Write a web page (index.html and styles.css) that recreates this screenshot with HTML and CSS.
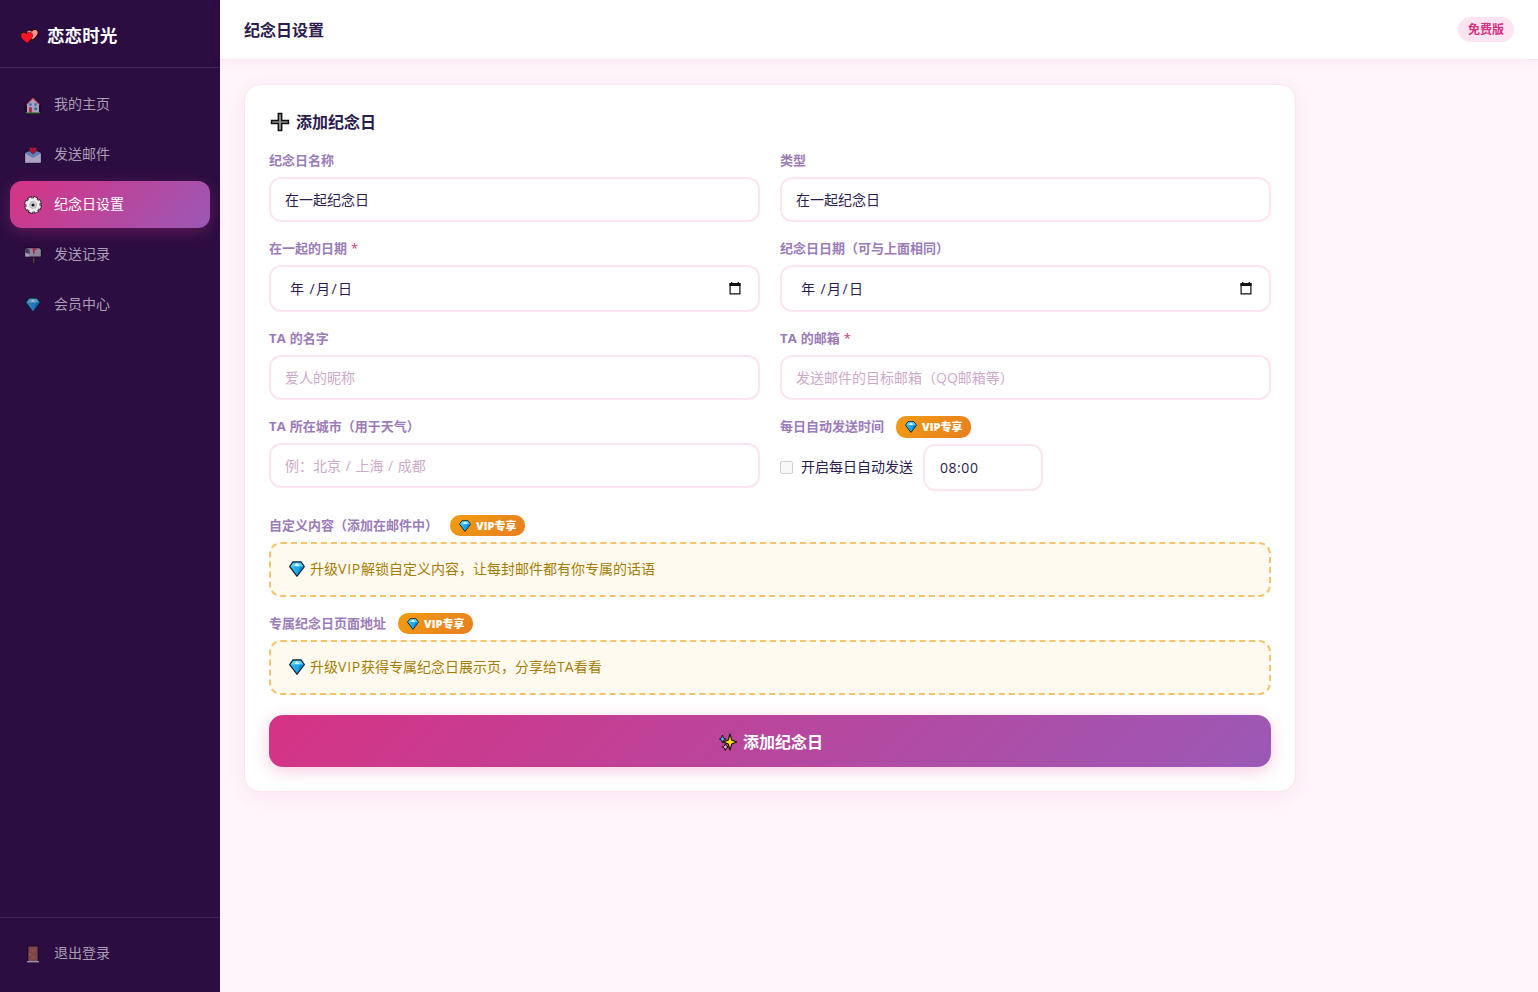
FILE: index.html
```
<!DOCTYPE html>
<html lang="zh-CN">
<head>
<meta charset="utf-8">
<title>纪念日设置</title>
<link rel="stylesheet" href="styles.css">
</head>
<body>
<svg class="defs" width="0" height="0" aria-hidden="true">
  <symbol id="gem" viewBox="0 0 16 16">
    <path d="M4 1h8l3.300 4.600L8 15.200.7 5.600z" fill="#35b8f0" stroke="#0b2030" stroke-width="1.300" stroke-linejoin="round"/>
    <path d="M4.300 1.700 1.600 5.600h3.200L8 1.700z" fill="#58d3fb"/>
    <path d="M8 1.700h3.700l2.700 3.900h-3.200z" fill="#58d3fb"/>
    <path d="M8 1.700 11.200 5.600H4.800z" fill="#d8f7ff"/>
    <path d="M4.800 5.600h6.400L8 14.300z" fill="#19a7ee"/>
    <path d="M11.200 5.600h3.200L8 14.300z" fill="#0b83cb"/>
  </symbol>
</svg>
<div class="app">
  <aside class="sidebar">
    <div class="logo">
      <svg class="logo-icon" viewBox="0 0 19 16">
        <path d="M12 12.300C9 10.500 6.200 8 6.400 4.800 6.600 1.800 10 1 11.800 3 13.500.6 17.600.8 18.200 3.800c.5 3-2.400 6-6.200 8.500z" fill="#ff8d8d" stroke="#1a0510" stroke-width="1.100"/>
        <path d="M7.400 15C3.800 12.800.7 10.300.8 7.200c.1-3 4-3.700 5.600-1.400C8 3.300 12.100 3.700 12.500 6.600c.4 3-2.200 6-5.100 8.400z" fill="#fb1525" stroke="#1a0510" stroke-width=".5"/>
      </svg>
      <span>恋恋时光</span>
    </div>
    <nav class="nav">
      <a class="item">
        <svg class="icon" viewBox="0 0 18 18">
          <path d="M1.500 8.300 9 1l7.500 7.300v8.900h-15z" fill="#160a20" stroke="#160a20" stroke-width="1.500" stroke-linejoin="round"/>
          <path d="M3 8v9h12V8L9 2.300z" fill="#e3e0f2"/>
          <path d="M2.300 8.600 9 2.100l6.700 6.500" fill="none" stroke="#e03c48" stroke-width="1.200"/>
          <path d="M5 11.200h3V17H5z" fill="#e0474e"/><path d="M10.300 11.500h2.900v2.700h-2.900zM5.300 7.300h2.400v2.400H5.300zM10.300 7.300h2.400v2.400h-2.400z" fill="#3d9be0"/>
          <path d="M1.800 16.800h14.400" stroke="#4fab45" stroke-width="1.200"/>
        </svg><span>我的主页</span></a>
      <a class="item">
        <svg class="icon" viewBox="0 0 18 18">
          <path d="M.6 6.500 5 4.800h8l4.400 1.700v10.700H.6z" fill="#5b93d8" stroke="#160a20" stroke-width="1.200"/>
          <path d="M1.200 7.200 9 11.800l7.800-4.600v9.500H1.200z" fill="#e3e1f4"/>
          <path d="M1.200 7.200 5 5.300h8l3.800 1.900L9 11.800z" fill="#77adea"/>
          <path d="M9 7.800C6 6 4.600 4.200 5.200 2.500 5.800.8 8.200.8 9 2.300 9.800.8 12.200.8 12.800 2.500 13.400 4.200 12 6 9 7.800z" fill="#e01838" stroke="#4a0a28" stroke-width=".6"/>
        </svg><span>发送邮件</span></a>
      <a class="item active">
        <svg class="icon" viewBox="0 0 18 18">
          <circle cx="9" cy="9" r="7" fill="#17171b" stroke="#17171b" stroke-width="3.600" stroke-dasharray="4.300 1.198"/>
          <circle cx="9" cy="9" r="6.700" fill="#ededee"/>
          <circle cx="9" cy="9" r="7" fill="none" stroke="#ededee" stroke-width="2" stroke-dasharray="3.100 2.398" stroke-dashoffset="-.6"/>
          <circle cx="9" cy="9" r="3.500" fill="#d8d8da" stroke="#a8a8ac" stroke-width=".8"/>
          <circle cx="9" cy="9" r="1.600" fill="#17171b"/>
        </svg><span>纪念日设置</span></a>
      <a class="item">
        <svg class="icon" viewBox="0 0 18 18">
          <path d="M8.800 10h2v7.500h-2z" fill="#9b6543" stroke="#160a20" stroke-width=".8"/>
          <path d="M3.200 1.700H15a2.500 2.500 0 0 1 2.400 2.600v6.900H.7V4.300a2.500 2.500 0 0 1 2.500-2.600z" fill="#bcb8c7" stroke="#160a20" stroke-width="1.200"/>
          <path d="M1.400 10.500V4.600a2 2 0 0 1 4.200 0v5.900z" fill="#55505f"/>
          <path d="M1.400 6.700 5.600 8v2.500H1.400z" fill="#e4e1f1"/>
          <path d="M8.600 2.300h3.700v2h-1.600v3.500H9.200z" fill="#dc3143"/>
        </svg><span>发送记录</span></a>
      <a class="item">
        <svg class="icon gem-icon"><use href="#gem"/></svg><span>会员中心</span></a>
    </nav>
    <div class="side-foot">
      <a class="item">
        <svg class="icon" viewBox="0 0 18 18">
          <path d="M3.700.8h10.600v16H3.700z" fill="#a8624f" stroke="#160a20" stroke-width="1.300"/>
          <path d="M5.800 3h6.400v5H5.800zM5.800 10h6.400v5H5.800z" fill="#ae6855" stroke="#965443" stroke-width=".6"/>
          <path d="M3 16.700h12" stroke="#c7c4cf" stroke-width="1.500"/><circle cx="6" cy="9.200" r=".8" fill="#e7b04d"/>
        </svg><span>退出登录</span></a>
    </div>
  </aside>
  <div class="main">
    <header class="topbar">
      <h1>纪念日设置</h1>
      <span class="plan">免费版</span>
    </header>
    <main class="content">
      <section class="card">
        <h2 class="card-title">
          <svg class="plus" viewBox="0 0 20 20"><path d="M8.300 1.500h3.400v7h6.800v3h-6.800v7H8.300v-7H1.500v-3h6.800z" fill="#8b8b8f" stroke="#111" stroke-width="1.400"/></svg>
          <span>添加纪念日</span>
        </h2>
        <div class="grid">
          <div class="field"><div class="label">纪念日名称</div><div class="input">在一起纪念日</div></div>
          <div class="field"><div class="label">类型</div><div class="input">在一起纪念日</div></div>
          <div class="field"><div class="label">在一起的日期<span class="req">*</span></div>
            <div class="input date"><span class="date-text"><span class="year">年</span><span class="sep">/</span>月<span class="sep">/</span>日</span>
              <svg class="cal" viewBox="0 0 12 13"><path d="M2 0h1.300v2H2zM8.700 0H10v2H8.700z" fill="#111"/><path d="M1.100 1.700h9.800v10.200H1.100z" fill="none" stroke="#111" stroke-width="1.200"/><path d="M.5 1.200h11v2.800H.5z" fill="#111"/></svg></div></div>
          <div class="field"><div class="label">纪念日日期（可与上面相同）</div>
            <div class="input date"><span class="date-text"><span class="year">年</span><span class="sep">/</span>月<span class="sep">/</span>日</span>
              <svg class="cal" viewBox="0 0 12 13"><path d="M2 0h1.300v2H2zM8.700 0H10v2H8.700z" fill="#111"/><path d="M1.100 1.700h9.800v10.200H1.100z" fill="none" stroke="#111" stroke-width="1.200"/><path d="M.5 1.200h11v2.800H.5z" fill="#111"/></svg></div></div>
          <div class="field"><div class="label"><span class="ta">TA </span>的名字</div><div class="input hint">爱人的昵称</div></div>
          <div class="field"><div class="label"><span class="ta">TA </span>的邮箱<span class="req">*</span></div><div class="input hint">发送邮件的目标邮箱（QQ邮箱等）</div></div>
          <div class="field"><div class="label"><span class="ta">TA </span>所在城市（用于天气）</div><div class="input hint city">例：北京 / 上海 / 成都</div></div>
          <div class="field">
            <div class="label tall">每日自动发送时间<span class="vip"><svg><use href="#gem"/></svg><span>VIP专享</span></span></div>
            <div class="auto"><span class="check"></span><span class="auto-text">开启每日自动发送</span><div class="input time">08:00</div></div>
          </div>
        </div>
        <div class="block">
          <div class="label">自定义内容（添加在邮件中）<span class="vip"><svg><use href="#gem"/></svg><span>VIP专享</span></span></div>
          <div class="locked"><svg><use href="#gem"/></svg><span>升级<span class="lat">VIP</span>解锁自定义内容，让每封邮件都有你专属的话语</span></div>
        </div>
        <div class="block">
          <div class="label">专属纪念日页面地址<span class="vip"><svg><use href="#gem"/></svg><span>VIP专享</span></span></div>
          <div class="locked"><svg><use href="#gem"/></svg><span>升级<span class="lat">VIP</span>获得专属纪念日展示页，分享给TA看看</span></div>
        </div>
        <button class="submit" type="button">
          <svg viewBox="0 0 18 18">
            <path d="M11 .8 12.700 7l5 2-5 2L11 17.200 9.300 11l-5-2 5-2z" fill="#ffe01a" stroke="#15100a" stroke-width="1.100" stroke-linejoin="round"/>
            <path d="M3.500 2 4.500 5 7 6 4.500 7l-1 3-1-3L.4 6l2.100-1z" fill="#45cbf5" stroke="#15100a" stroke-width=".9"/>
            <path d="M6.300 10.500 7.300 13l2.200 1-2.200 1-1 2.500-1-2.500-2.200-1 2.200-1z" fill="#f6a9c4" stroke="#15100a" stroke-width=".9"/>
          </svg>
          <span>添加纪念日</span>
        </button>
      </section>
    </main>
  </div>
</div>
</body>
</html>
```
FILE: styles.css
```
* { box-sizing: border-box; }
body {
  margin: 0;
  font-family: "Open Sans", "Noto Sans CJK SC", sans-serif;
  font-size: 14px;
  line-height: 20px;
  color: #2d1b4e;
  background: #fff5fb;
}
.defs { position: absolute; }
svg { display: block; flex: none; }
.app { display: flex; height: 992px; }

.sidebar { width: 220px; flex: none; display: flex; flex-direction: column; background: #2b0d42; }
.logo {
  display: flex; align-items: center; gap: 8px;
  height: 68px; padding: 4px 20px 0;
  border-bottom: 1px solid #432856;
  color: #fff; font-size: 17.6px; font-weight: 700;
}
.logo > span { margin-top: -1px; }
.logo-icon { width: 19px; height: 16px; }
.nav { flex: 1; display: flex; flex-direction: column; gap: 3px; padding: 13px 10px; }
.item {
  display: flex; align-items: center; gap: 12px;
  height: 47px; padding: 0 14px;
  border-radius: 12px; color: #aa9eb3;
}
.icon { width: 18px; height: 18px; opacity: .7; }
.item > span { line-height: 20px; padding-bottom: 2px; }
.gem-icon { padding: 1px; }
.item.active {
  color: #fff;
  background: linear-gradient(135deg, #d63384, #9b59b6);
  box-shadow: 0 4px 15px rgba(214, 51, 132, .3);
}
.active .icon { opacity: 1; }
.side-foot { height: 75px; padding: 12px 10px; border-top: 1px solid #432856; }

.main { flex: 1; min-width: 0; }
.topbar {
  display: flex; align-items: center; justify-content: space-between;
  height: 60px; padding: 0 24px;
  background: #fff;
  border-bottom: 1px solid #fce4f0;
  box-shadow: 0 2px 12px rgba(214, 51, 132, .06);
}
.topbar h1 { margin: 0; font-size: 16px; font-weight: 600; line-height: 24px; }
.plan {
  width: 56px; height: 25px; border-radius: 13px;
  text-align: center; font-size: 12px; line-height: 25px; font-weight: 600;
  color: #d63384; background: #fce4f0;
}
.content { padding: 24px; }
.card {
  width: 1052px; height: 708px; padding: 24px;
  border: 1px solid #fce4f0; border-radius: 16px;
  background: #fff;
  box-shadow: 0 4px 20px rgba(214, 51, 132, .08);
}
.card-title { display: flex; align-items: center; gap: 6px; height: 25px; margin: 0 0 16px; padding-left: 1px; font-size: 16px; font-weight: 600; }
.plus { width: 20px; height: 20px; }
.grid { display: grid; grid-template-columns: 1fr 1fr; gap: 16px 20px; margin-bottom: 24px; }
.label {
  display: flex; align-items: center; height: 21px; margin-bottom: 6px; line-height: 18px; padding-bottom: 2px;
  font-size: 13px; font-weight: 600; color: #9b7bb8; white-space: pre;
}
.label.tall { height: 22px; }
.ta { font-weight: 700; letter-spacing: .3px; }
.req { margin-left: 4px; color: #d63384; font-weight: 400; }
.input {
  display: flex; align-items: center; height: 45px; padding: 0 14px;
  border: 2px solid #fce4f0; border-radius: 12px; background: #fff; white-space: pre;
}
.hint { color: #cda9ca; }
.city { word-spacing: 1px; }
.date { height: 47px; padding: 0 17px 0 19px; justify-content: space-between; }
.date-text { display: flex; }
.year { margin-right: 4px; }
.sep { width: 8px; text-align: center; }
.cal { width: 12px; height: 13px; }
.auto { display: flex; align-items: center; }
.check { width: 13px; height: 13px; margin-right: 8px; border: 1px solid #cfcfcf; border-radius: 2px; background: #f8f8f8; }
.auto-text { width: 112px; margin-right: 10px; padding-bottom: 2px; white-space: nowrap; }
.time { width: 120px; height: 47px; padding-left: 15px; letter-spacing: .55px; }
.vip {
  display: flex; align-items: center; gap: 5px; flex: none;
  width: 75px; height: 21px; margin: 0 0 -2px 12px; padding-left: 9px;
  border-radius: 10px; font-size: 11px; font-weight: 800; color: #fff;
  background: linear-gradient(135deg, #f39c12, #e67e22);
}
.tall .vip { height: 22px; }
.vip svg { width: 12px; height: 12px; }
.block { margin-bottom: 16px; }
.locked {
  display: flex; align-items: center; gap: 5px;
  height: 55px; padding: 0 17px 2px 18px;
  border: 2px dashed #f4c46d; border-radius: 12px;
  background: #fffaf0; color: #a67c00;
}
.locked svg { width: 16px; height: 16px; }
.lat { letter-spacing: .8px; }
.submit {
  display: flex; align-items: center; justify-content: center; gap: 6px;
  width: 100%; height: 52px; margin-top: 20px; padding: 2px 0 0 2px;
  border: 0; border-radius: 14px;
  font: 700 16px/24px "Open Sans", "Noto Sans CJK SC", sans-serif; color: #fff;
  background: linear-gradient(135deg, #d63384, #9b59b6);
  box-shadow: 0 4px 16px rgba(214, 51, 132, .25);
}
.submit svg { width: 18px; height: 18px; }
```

*Aim of the exercise*. Gather up the lines that contain the word "index".

*Solution for this task*.
Write a web page (index.html and styles.css) that recreates this screenshot with HTML and CSS.
FILE: index.html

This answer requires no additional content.